Market Research: Making Fashion is Easy, Making it Fashionable Is Another Story
Here’s the thing: Amazon sells brands but it does not build them. Sure, in certain categories it can take a brand from nothing to something--swear to God, those Instant Pots weren’t a thing till they were constantly popping up on Amazon--and generate demand where it seems none had existed. But homegoods, and really every other category, is nothing like fashion.
With fashion, brand image and loyalty matter and Amazon cannot make items fashionable. They can make them cheap, they can make them convenient, heck, they can even make them entirely as they do with their private label clothing brands. But they can not generate coolness or desirability. And that’s what fashion brands need.

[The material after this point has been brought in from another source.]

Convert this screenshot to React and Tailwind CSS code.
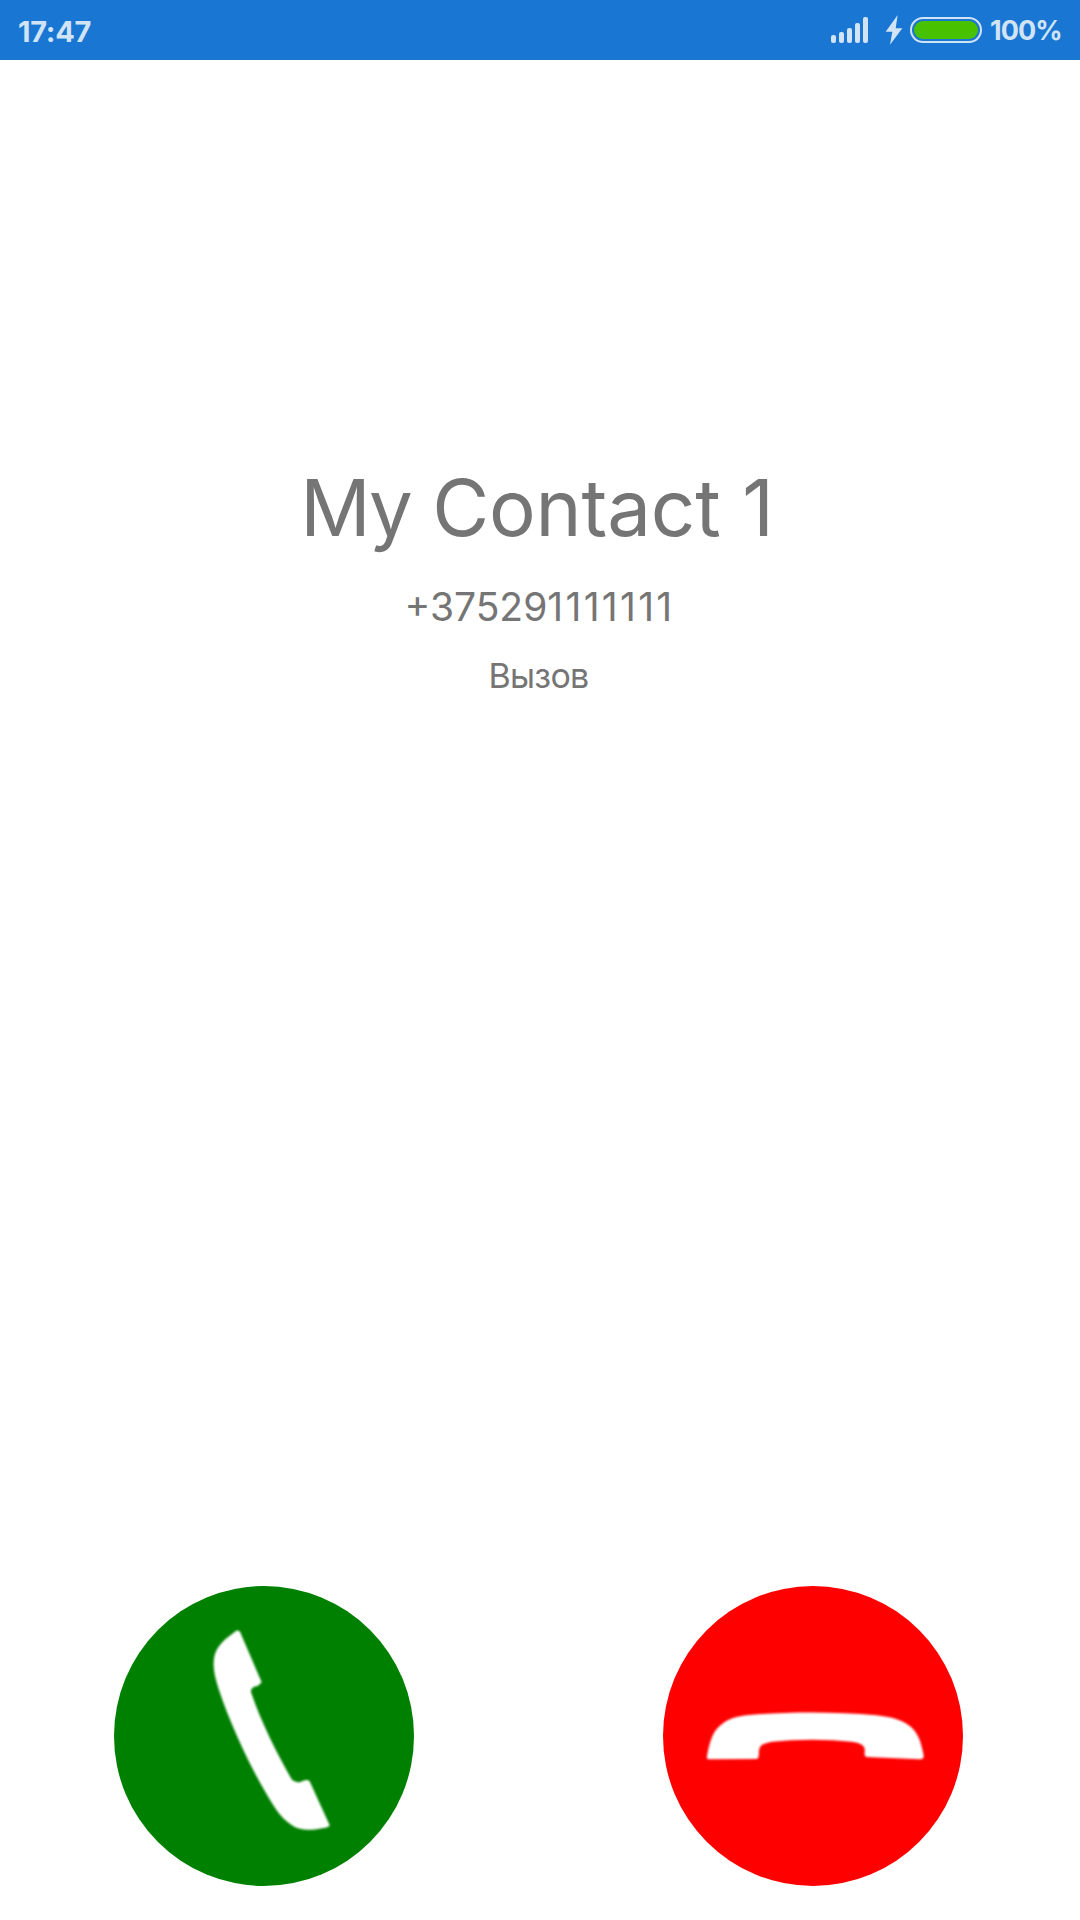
import React from 'react';

const signalBars = ['h-[8px]', 'h-[11px]', 'h-[15px]', 'h-[20px]', 'h-[26px]'];

const StatusBar = () => (
  <header className="h-[60px] bg-[#1976d2] text-[#d1e4f6] flex items-start justify-between pl-[18px] pr-[16px]">
    <span className="mt-[14px] text-[29px] leading-[35px] font-bold tracking-[-0.3px]">17:47</span>

    <div className="flex items-start">
      {/* Signal */}
      <div className="mt-[17px] h-[26px] flex items-end gap-[3px]">
        {signalBars.map((height) => (
          <div key={height} className={`w-[5px] rounded-[2px] bg-[#d1e4f6] ${height}`} />
        ))}
      </div>

      {/* Charging */}
      <svg className="mt-[15px] ml-[17px] w-[18px] h-[30px]" viewBox="0 0 54 90" fill="currentColor">
        <path d="M38 0 L2 50 H22 L15 89 L52 40 H32 Z" />
      </svg>
      <div className="mt-[17px] ml-[7px] w-[72px] h-[26px] rounded-full border-2 border-[#d1e4f6] flex items-center justify-center">
        <div className="w-[64px] h-[18px] rounded-full bg-[#48c200]" />
      </div>

      <span className="mt-[14px] ml-[8px] w-[74px] whitespace-nowrap text-[27px] leading-[34px] font-bold tracking-[-0.9px]">100%</span>
    </div>
  </header>
);

const AnswerIcon = () => (
  <svg className="w-full h-full" viewBox="42 48 900 900" fill="#fff">
    <filter id="answer-soft">
      <feGaussianBlur stdDeviation="3" />
    </filter>
    <path
      filter="url(#answer-soft)"
      d="M404 186 Q412 178 420 185 L485 337 L474 347 Q446 352 455 372 C482 452 530 550 575 628 Q586 641 603 635 Q621 626 629 634 L689 766 Q688 771 676 773 C640 780 604 784 579 768 C538 742 520 706 496 666 C446 580 390 460 357 360 C347 328 340 305 341 275 C343 238 362 216 404 186 Z"
    />
  </svg>
);

const DeclineIcon = () => (
  <svg className="w-full h-full" viewBox="40 48 900 900" fill="#fff">
    <filter id="decline-soft">
      <feGaussianBlur stdDeviation="3" />
    </filter>
    <path
      filter="url(#decline-soft)"
      d="M172 559 C181 510 190 482 217 462 C236 446 260 439 298 435 C420 425 560 425 680 436 C725 441 750 448 773 463 C806 484 814 517 822 556 Q823 568 810 568 L650 561 Q643 558 645 545 C648 525 633 519 605 515 C535 507 440 507 367 515 C338 520 330 527 328 542 L327 560 Q326 567 318 567 L178 568 Q170 568 172 559 Z"
    />
  </svg>
);

const App = () => {
  return (
    <div className="h-[1920px] w-[1080px] bg-white flex flex-col overflow-hidden font-['Inter',sans-serif]">
      <StatusBar />

      {/* Caller */}
      <main className="flex-grow flex flex-col items-center pt-[401px] text-[#757575]">
        <h1 className="pr-[6px] text-[78px] leading-[94px] tracking-[-0.2px]">
          <span className="tracking-[-2.2px]">My</span> Contact 1
        </h1>
        <p className="mt-[28px] pr-[1px] text-[39px] leading-[48px]">
          +37529<span className="tracking-[2.3px]">1111111</span>
        </p>
        <p className="mt-[24px] pr-[3px] text-[34px] leading-[42px] tracking-[-0.7px]">Вызов</p>
      </main>

      {/* Call controls */}
      <footer className="flex justify-between pl-[114px] pr-[117px] pb-[34px]">
        <button aria-label="Ответить" className="w-[300px] h-[300px] rounded-full bg-[#008000]">
          <AnswerIcon />
        </button>
        <button aria-label="Отклонить" className="w-[300px] h-[300px] rounded-full bg-[#ff0000]">
          <DeclineIcon />
        </button>
      </footer>
    </div>
  );
};

export default App;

Consider that, of the decision, a Nike spokesperson told CNBC, “As part of Nike’s focus on elevating consumer experiences through more direct, personal relationships, we have made the decision to complete our current pilot with Amazon Retail. We will continue to invest in strong, distinctive partnerships for Nike with other retailers and platforms to seamlessly serve our consumers globally.”
They are not ending all retail relationships and selling everything exclusively from the Nike mothership--they are just being far more selective about their retail partners. Allegedly, they want dedicated floor and app space from their featured partners, they want them to help them cultivate the image of Nike as desirable and scarce, yet always attainable. And, of course, they don’t want them sold next to fakes. These "distinctive" partners include Nordstrom, Foot Locker, and Dick’s Sporting Goods, but there is no room for Amazon in this equation.
We generally channel Beyoncé in these digital pages, but let’s let her esteemed husband close this one out: In the immortal words of renowned entrepreneur Shawn Carter, “You need me / I don’t need you.”
As with Jay and the NFL, so be it with Nike and Amazon.